5] In the first place, the Creed has hitherto been divided into twelve articles, although, if all points which are written in the Scriptures and which belong to the Creed were to be distinctly set forth, there would be far more articles, nor could they all be clearly expressed in so few words. 6] But that it may be most easily and clearly understood as it is to be taught to children, we shall briefly sum up the entire Creed in three chief articles, according to the three persons in the Godhead, to whom everything that we believe is related, so that the First Article, of God the Father, explains Creation, the Second Article, of the Son, Redemption, and the Third, of the Holy Ghost, Sanctification. 7] Just as though the Creed were briefly comprehended in so many words: I believe in God the Father, who has created me; I believe in God the Son, who has redeemed me; I believe in the Holy Ghost, who sanctifies me. One God and one faith, but three persons, therefore also three articles or confessions. 8] Let us briefly run over the words.

The Creed confesses what we know about God from what He has revealed in Scripture (Ephesians 3:14-21).  While the Ten Commandments are written on men’s hearts, the Creed is God’s revelation of Himself.  As such it cannot be apprehended apart from the divine revelation. If we could keep the Ten Commandments we would not need the rest of the catechism as we would be perfect and have no sin. However, since the Law shows us our sin and failing we must cling to the Gospel revealed in the Creed.

Formerly the Apostles’ Creed had 12 parts, as noted earlier, but Luther reduces it to 3 parts and focuses on the 3 Persons of the Trinity: Father (Creation), Son (Redemption), and Holy Spirit (Sanctification).  So in the Creed, we confess the mystery of the Trinity, One God, and one faith, but three Persons.

We praise thee, O God : we acknowledge thee to be the Lord.
All the earth doth worship thee : the Father everlasting.
To thee all Angels cry aloud : the Heavens, and all the Powers therein.
To thee Cherubim and Seraphim : continually do cry,
Holy, Holy, Holy : Lord God of Hosts;
Heaven and earth are full of the Majesty : of thy glory.
The glorious company of the Apostles : praise thee.
The goodly fellowship of the Prophets : praise thee.
The noble army of Martyrs : praise thee.
The holy Church throughout all the world : doth acknowledge thee;
The Father : of an infinite Majesty;
Thine honourable, true : and only Son;
Also the Holy Ghost : the Comforter.
Thou art the King of Glory : O Christ.
Thou art the everlasting Son : of the Father.
When thou tookest upon thee to deliver man : thou didst not abhor the Virgin’s womb.
When thou hadst overcome the sharpness of death :
thou didst open the Kingdom of Heaven to all believers.
Thou sittest at the right hand of God : in the glory of the Father.
We believe that thou shalt come : to be our Judge.
We therefore pray thee, help thy servants :
whom thou hast redeemed with thy precious blood.
Make them to be numbered with thy Saints : in glory everlasting.

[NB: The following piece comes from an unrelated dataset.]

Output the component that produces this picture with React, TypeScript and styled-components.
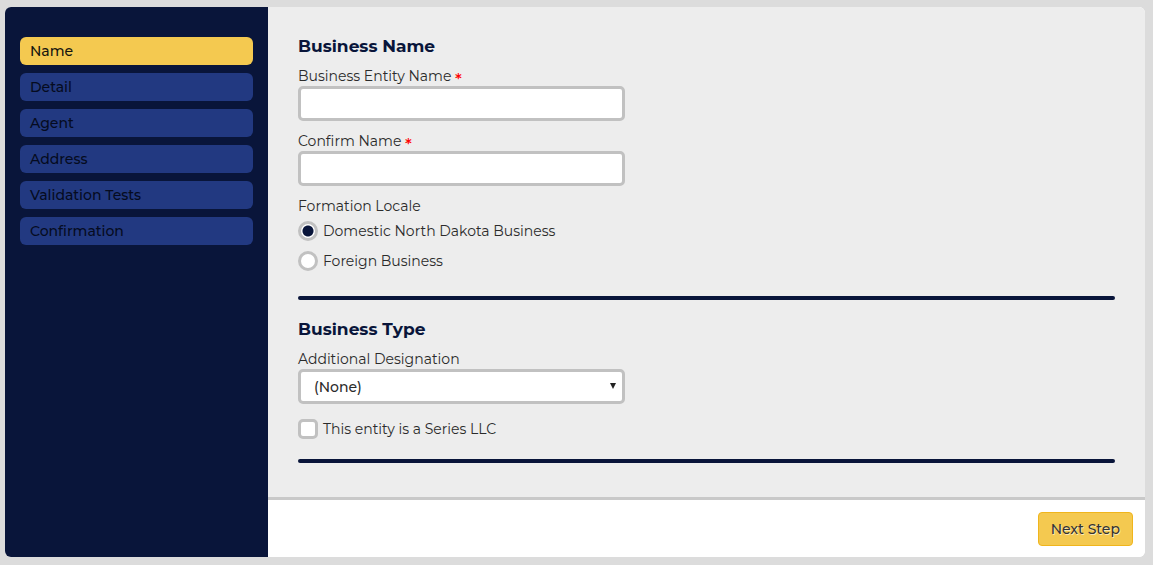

O Lord, save thy people : and bless thine heritage.
Govern them : and lift them up for ever.
Day by day : we magnify thee;
And we worship thy Name : ever world without end.
Vouchsafe, O Lord : to keep us this day without sin.
O Lord, have mercy upon us : have mercy upon us.
O Lord, let thy mercy lighten upon us : as our trust is in thee.
O Lord, in thee have I trusted : let me never be confounded.

Te Deum (LSB 223)

About Dr. Paul Edmon

Dr. Paul Edmon is from Seattle, Washington and now resides in Boston, Massachusetts. He has his B.S. in Physics from the University of Washington in 2004 and Ph.D. in Astrophysics from the University of Minnesota in 2010. He is professional staff at Harvard University and acts as liaison between Center for Astrophysics and Research Computing. A life long Lutheran, he is formerly a member of Messiah Lutheran Church in Seattle and University Lutheran Chapel in Minneapolis. He now attends First Lutheran Church (FLC) of Boston where he teaches Lutheran Essentials. He sings bass in the FLC choir and Canto Armonico. He was elected to the Concordia Seminary St. Louis Board of Regents in 2016. He is single and among his manifold interests are scotch, football, anime, board games, mythology, history, philosophy, and general nerdiness. The views expressed here are his own and do not represent Harvard University or Concordia Seminary. Twitter: @pauledmon

Comments

A Laymen’s Commentary on the Large Catechism: Introduction to the Apostles’ Creed — 2 Comments

  1. “All the earth doth worship thee.”

    I understand these words to be taken from Psalm 66:4, and I’ve sung the Te Deum since I was a child.

    But what do these words mean exactly? All creation is in “bondage to corruption” (Romans 8:21). We live in a fallen world and obviously not everyone worships the true God.

  2. @Carl H #1

    The way I’ve always understood it is two fold. First there is the general praise of God given by the very existence of all things such as confessed in Psalm 19. Then there is the compelled praise of God as illustrated in Philippians 2:9-11. Here it is clear that whether or not you want to worship God, you will. At the Last Day, all will bow before God and worship. Those who are impenitent, such as Satan and his demons and the heathen, will be forced to their knees (as by a conquering Lord) to worship. The righteous will do so out of their own souls in the freedom they have in Christ. So will the angels who love the Lord and worship Him continually.

    So I’ve always taken that statement in a now not yet fashion. Namely all the earth does worship the Lord whether it wants to or not. The Lord just does not obviously compel this worship at this time. He will on the Last Day.